Set task → Repeat what the lines below say, word for word, and skip every image.

Material →
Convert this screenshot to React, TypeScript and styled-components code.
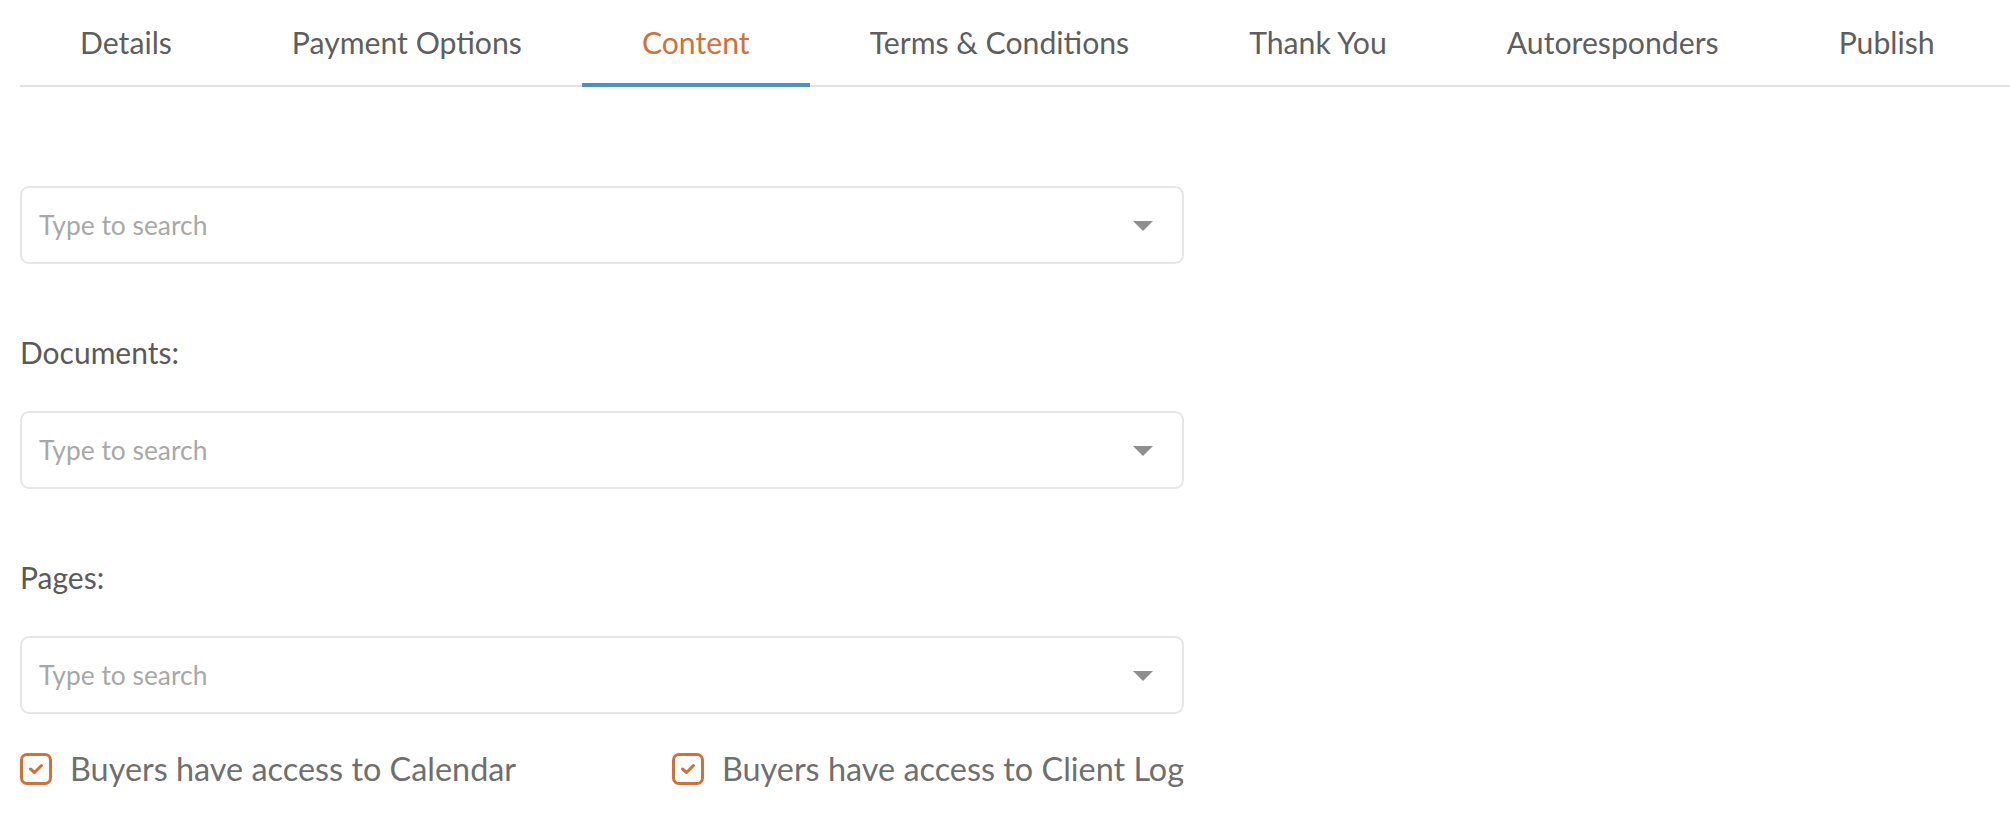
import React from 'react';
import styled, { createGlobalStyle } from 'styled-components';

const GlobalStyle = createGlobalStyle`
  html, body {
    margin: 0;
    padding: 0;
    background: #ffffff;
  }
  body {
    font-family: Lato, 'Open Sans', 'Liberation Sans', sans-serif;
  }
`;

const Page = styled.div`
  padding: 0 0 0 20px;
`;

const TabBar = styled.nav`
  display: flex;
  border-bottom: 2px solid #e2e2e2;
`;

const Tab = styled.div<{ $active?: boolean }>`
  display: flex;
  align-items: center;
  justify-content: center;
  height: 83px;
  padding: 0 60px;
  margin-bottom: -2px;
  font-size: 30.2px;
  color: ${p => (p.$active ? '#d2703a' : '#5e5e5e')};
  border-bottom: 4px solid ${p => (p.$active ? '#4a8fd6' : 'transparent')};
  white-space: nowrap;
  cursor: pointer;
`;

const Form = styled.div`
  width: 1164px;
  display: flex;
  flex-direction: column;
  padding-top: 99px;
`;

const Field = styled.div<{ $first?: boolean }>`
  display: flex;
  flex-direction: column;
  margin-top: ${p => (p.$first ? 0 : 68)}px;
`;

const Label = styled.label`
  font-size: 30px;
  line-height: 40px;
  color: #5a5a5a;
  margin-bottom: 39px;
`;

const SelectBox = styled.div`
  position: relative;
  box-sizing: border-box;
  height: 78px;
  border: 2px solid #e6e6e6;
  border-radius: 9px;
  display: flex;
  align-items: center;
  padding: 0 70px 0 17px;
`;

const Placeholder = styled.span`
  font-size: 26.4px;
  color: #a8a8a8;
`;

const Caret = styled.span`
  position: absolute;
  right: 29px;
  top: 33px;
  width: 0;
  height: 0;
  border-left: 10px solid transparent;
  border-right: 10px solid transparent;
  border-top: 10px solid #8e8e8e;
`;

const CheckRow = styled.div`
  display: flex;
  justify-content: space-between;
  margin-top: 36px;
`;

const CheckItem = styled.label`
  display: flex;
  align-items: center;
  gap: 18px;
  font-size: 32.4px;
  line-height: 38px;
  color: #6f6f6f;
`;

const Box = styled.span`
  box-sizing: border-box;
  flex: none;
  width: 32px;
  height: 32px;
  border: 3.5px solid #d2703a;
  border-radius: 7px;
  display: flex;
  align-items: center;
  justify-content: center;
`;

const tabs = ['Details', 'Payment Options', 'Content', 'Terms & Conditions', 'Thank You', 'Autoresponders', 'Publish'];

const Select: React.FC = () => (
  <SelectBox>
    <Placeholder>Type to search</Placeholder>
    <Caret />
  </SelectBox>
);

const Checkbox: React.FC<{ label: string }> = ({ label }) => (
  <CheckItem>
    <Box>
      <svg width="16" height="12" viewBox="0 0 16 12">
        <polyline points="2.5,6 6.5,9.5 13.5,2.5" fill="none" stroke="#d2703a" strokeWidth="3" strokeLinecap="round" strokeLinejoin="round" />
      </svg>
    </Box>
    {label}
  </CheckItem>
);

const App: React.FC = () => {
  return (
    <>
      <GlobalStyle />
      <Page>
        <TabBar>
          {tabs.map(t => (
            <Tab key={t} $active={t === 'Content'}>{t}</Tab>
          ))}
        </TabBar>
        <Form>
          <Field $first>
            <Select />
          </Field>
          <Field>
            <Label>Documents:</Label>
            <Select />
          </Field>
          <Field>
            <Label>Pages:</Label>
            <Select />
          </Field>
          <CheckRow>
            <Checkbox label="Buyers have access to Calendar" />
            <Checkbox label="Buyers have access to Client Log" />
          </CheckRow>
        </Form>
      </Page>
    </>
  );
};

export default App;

Answer to this task →
Convert this screenshot to React, TypeScript and styled-components code.
import React from 'react';
import styled, { createGlobalStyle } from 'styled-components';

const GlobalStyle = createGlobalStyle`
  html, body {
    margin: 0;
    padding: 0;
    background: #ffffff;
  }
  body {
    font-family: Lato, 'Open Sans', 'Liberation Sans', sans-serif;
  }
`;

const Page = styled.div`
  padding: 0 0 0 20px;
`;

const TabBar = styled.nav`
  display: flex;
  border-bottom: 2px solid #e2e2e2;
`;

const Tab = styled.div<{ $active?: boolean }>`
  display: flex;
  align-items: center;
  justify-content: center;
  height: 83px;
  padding: 0 60px;
  margin-bottom: -2px;
  font-size: 30.2px;
  color: ${p => (p.$active ? '#d2703a' : '#5e5e5e')};
  border-bottom: 4px solid ${p => (p.$active ? '#4a8fd6' : 'transparent')};
  white-space: nowrap;
  cursor: pointer;
`;

const Form = styled.div`
  width: 1164px;
  display: flex;
  flex-direction: column;
  padding-top: 99px;
`;

const Field = styled.div<{ $first?: boolean }>`
  display: flex;
  flex-direction: column;
  margin-top: ${p => (p.$first ? 0 : 68)}px;
`;

const Label = styled.label`
  font-size: 30px;
  line-height: 40px;
  color: #5a5a5a;
  margin-bottom: 39px;
`;

const SelectBox = styled.div`
  position: relative;
  box-sizing: border-box;
  height: 78px;
  border: 2px solid #e6e6e6;
  border-radius: 9px;
  display: flex;
  align-items: center;
  padding: 0 70px 0 17px;
`;

const Placeholder = styled.span`
  font-size: 26.4px;
  color: #a8a8a8;
`;

const Caret = styled.span`
  position: absolute;
  right: 29px;
  top: 33px;
  width: 0;
  height: 0;
  border-left: 10px solid transparent;
  border-right: 10px solid transparent;
  border-top: 10px solid #8e8e8e;
`;

const CheckRow = styled.div`
  display: flex;
  justify-content: space-between;
  margin-top: 36px;
`;

const CheckItem = styled.label`
  display: flex;
  align-items: center;
  gap: 18px;
  font-size: 32.4px;
  line-height: 38px;
  color: #6f6f6f;
`;

const Box = styled.span`
  box-sizing: border-box;
  flex: none;
  width: 32px;
  height: 32px;
  border: 3.5px solid #d2703a;
  border-radius: 7px;
  display: flex;
  align-items: center;
  justify-content: center;
`;

const tabs = ['Details', 'Payment Options', 'Content', 'Terms & Conditions', 'Thank You', 'Autoresponders', 'Publish'];

const Select: React.FC = () => (
  <SelectBox>
    <Placeholder>Type to search</Placeholder>
    <Caret />
  </SelectBox>
);

const Checkbox: React.FC<{ label: string }> = ({ label }) => (
  <CheckItem>
    <Box>
      <svg width="16" height="12" viewBox="0 0 16 12">
        <polyline points="2.5,6 6.5,9.5 13.5,2.5" fill="none" stroke="#d2703a" strokeWidth="3" strokeLinecap="round" strokeLinejoin="round" />
      </svg>
    </Box>
    {label}
  </CheckItem>
);

const App: React.FC = () => {
  return (
    <>
      <GlobalStyle />
      <Page>
        <TabBar>
          {tabs.map(t => (
            <Tab key={t} $active={t === 'Content'}>{t}</Tab>
          ))}
        </TabBar>
        <Form>
          <Field $first>
            <Select />
          </Field>
          <Field>
            <Label>Documents:</Label>
            <Select />
          </Field>
          <Field>
            <Label>Pages:</Label>
            <Select />
          </Field>
          <CheckRow>
            <Checkbox label="Buyers have access to Calendar" />
            <Checkbox label="Buyers have access to Client Log" />
          </CheckRow>
        </Form>
      </Page>
    </>
  );
};

export default App;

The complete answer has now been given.